(Raw records)
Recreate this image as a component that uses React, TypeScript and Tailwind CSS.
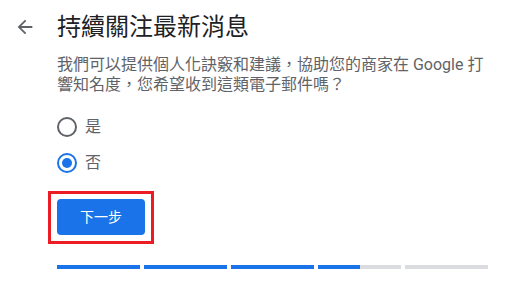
const FONT = "font-['Roboto','Noto_Sans_CJK_TC',sans-serif]";

function BackArrow() {
  return (
    <svg width="22" height="22" viewBox="0 0 24 24" className="text-[#5f6368]" aria-hidden="true">
      <path fill="currentColor" d="M20 11H7.83l5.59-5.59L12 4l-8 8 8 8 1.41-1.41L7.83 13H20v-2z" />
    </svg>
  );
}

function Radio({ label, checked }: { label: string; checked?: boolean }) {
  return (
    <label className="flex h-[36px] items-center gap-[8px]">
      <span
        className={`flex h-[20px] w-[20px] items-center justify-center rounded-full border-2 ${
          checked ? "border-[#1a73e8]" : "border-[#5f6368]"
        }`}
      >
        {checked && <span className="h-[10px] w-[10px] rounded-full bg-[#1a73e8]" />}
      </span>
      <span className="text-[16px] leading-[20px] text-[#5f6368]">{label}</span>
    </label>
  );
}

const progress = [100, 100, 100, 50, 0];

export default function App() {
  return (
    <div className={`h-[291px] w-[513px] overflow-hidden bg-white ${FONT}`}>
      <div className="flex items-center pt-[11px]">
        <div className="flex w-[57px] justify-start pl-[14px]">
          <BackArrow />
        </div>
        <h1 className="text-[24px] leading-[32px] text-[#202124]">持續關注最新消息</h1>
      </div>

      <div className="pl-[57px] pr-[25px]">
        <p className="mt-[12px] text-[16px] leading-[20px] text-[#5f6368]">
          我們可以提供個人化訣竅和建議，協助您的商家在 Google 打響知名度，您希望收到這類電子郵件嗎？
        </p>

        <div className="mt-[14px] flex flex-col">
          <Radio label="是" />
          <Radio label="否" checked />
        </div>

        <div className="-ml-[9px] mt-[10px] w-[106px] border-[3px] border-[#ec1c24] px-[6px] pb-[6px] pt-[5px]">
          <button className="h-[36px] w-[88px] rounded-[4px] bg-[#1a73e8] text-[14px] text-white">下一步</button>
        </div>

        <div className="mt-[21px] flex gap-[4px]">
          {progress.map((p, i) => (
            <div key={i} className="h-[4px] w-[83px] bg-[#dadce0]">
              <div className="h-full bg-[#1a73e8]" style={{ width: `${p}%` }} />
            </div>
          ))}
        </div>
      </div>
    </div>
  );
}
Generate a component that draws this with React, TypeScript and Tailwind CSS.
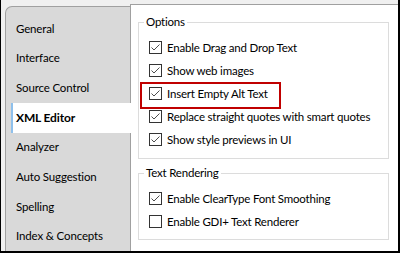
const tabs = [
  "General",
  "Interface",
  "Source Control",
  "XML Editor",
  "Analyzer",
  "Auto Suggestion",
  "Spelling",
  "Index & Concepts",
];

const options = [
  { label: "Enable Drag and Drop Text", checked: true },
  { label: "Show web images", checked: true },
  { label: "Insert Empty Alt Text", checked: true, marked: true },
  { label: "Replace straight quotes with smart quotes", checked: true },
  { label: "Show style previews in UI", checked: true },
];

const rendering = [
  { label: "Enable ClearType Font Smoothing", checked: true },
  { label: "Enable GDI+ Text Renderer", checked: false },
];

function CheckBox({ checked }: { checked: boolean }) {
  return (
    <span className="flex h-[13px] w-[13px] shrink-0 items-center justify-center border border-[#333333] bg-white">
      {checked && (
        <svg width="11" height="11" viewBox="0 0 11 11">
          <path d="M1.5 5.5 L4 8 L9.5 2.5" fill="none" stroke="#4d4d4d" strokeWidth="1" />
        </svg>
      )}
    </span>
  );
}

type Item = { label: string; checked: boolean; marked?: boolean };

function Row({ item }: { item: Item }) {
  return (
    <div className="relative flex h-[23px] items-center gap-[5px] whitespace-nowrap pl-[10px]">
      <CheckBox checked={item.checked} />
      <span>{item.label}</span>
      {/* highlight frame */}
      {item.marked && (
        <span className="absolute left-[1px] top-0 h-[27px] w-[141px] border-2 border-[#c00000]" />
      )}
    </div>
  );
}

function Group({ title, items, className }: { title: string; items: Item[]; className: string }) {
  return (
    <fieldset className={`ml-[7px] mr-[9px] min-w-0 border border-[#dcdcdc] pb-[6px] ${className}`}>
      <legend className="ml-[5px] px-[2px] leading-[16px]">{title}</legend>
      <div className="pt-[6px]">
        {items.map((it) => (
          <Row key={it.label} item={it} />
        ))}
      </div>
    </fieldset>
  );
}

export default function App() {
  return (
    <div
      className="flex h-[253px] w-[400px] border-b-2 border-l border-r-2 border-black bg-[#f0f0f0] pl-[4px] pt-[4px] text-[11.5px] leading-[16px] tracking-[-0.2px] text-black"
      style={{ fontFamily: 'Lato, "Noto Sans", sans-serif' }}
    >
      {/* tab strip */}
      <div className="mt-[2px] flex w-[125px] shrink-0 flex-col rounded-tl-[7px] border-l border-t border-[#a0a0a0] bg-[#d9d9d9] pt-[7px] tracking-[-0.15px]">
        {tabs.map((t) =>
          t === "XML Editor" ? (
            <div
              key={t}
              className="relative z-10 -mr-px ml-[5px] flex h-[30px] items-center border-l-2 border-[#8ec0ec] bg-white pl-[3px] text-[12px] font-bold"
            >
              {t}
            </div>
          ) : (
            <div key={t} className="flex h-[30px] items-center pl-[10px]">
              {t}
            </div>
          )
        )}
      </div>

      {/* settings panel */}
      <div className="min-w-0 flex-1 border-l border-t border-[#a0a0a0] bg-white">
        <Group title="Options" items={options} className="mt-[9px] pb-[7px]" />
        <Group title="Text Rendering" items={rendering} className="mt-[6px]" />
      </div>
    </div>
  );
}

> [What is being asked]:
Your copy of the data above should match it exactly, except that pictures are left out.

> [Complete response]:
Recreate this image as a component that uses React, TypeScript and Tailwind CSS.
const FONT = "font-['Roboto','Noto_Sans_CJK_TC',sans-serif]";

function BackArrow() {
  return (
    <svg width="22" height="22" viewBox="0 0 24 24" className="text-[#5f6368]" aria-hidden="true">
      <path fill="currentColor" d="M20 11H7.83l5.59-5.59L12 4l-8 8 8 8 1.41-1.41L7.83 13H20v-2z" />
    </svg>
  );
}

function Radio({ label, checked }: { label: string; checked?: boolean }) {
  return (
    <label className="flex h-[36px] items-center gap-[8px]">
      <span
        className={`flex h-[20px] w-[20px] items-center justify-center rounded-full border-2 ${
          checked ? "border-[#1a73e8]" : "border-[#5f6368]"
        }`}
      >
        {checked && <span className="h-[10px] w-[10px] rounded-full bg-[#1a73e8]" />}
      </span>
      <span className="text-[16px] leading-[20px] text-[#5f6368]">{label}</span>
    </label>
  );
}

const progress = [100, 100, 100, 50, 0];

export default function App() {
  return (
    <div className={`h-[291px] w-[513px] overflow-hidden bg-white ${FONT}`}>
      <div className="flex items-center pt-[11px]">
        <div className="flex w-[57px] justify-start pl-[14px]">
          <BackArrow />
        </div>
        <h1 className="text-[24px] leading-[32px] text-[#202124]">持續關注最新消息</h1>
      </div>

      <div className="pl-[57px] pr-[25px]">
        <p className="mt-[12px] text-[16px] leading-[20px] text-[#5f6368]">
          我們可以提供個人化訣竅和建議，協助您的商家在 Google 打響知名度，您希望收到這類電子郵件嗎？
        </p>

        <div className="mt-[14px] flex flex-col">
          <Radio label="是" />
          <Radio label="否" checked />
        </div>

        <div className="-ml-[9px] mt-[10px] w-[106px] border-[3px] border-[#ec1c24] px-[6px] pb-[6px] pt-[5px]">
          <button className="h-[36px] w-[88px] rounded-[4px] bg-[#1a73e8] text-[14px] text-white">下一步</button>
        </div>

        <div className="mt-[21px] flex gap-[4px]">
          {progress.map((p, i) => (
            <div key={i} className="h-[4px] w-[83px] bg-[#dadce0]">
              <div className="h-full bg-[#1a73e8]" style={{ width: `${p}%` }} />
            </div>
          ))}
        </div>
      </div>
    </div>
  );
}
Generate a component that draws this with React, TypeScript and Tailwind CSS.
const tabs = [
  "General",
  "Interface",
  "Source Control",
  "XML Editor",
  "Analyzer",
  "Auto Suggestion",
  "Spelling",
  "Index & Concepts",
];

const options = [
  { label: "Enable Drag and Drop Text", checked: true },
  { label: "Show web images", checked: true },
  { label: "Insert Empty Alt Text", checked: true, marked: true },
  { label: "Replace straight quotes with smart quotes", checked: true },
  { label: "Show style previews in UI", checked: true },
];

const rendering = [
  { label: "Enable ClearType Font Smoothing", checked: true },
  { label: "Enable GDI+ Text Renderer", checked: false },
];

function CheckBox({ checked }: { checked: boolean }) {
  return (
    <span className="flex h-[13px] w-[13px] shrink-0 items-center justify-center border border-[#333333] bg-white">
      {checked && (
        <svg width="11" height="11" viewBox="0 0 11 11">
          <path d="M1.5 5.5 L4 8 L9.5 2.5" fill="none" stroke="#4d4d4d" strokeWidth="1" />
        </svg>
      )}
    </span>
  );
}

type Item = { label: string; checked: boolean; marked?: boolean };

function Row({ item }: { item: Item }) {
  return (
    <div className="relative flex h-[23px] items-center gap-[5px] whitespace-nowrap pl-[10px]">
      <CheckBox checked={item.checked} />
      <span>{item.label}</span>
      {/* highlight frame */}
      {item.marked && (
        <span className="absolute left-[1px] top-0 h-[27px] w-[141px] border-2 border-[#c00000]" />
      )}
    </div>
  );
}

function Group({ title, items, className }: { title: string; items: Item[]; className: string }) {
  return (
    <fieldset className={`ml-[7px] mr-[9px] min-w-0 border border-[#dcdcdc] pb-[6px] ${className}`}>
      <legend className="ml-[5px] px-[2px] leading-[16px]">{title}</legend>
      <div className="pt-[6px]">
        {items.map((it) => (
          <Row key={it.label} item={it} />
        ))}
      </div>
    </fieldset>
  );
}

export default function App() {
  return (
    <div
      className="flex h-[253px] w-[400px] border-b-2 border-l border-r-2 border-black bg-[#f0f0f0] pl-[4px] pt-[4px] text-[11.5px] leading-[16px] tracking-[-0.2px] text-black"
      style={{ fontFamily: 'Lato, "Noto Sans", sans-serif' }}
    >
      {/* tab strip */}
      <div className="mt-[2px] flex w-[125px] shrink-0 flex-col rounded-tl-[7px] border-l border-t border-[#a0a0a0] bg-[#d9d9d9] pt-[7px] tracking-[-0.15px]">
        {tabs.map((t) =>
          t === "XML Editor" ? (
            <div
              key={t}
              className="relative z-10 -mr-px ml-[5px] flex h-[30px] items-center border-l-2 border-[#8ec0ec] bg-white pl-[3px] text-[12px] font-bold"
            >
              {t}
            </div>
          ) : (
            <div key={t} className="flex h-[30px] items-center pl-[10px]">
              {t}
            </div>
          )
        )}
      </div>

      {/* settings panel */}
      <div className="min-w-0 flex-1 border-l border-t border-[#a0a0a0] bg-white">
        <Group title="Options" items={options} className="mt-[9px] pb-[7px]" />
        <Group title="Text Rendering" items={rendering} className="mt-[6px]" />
      </div>
    </div>
  );
}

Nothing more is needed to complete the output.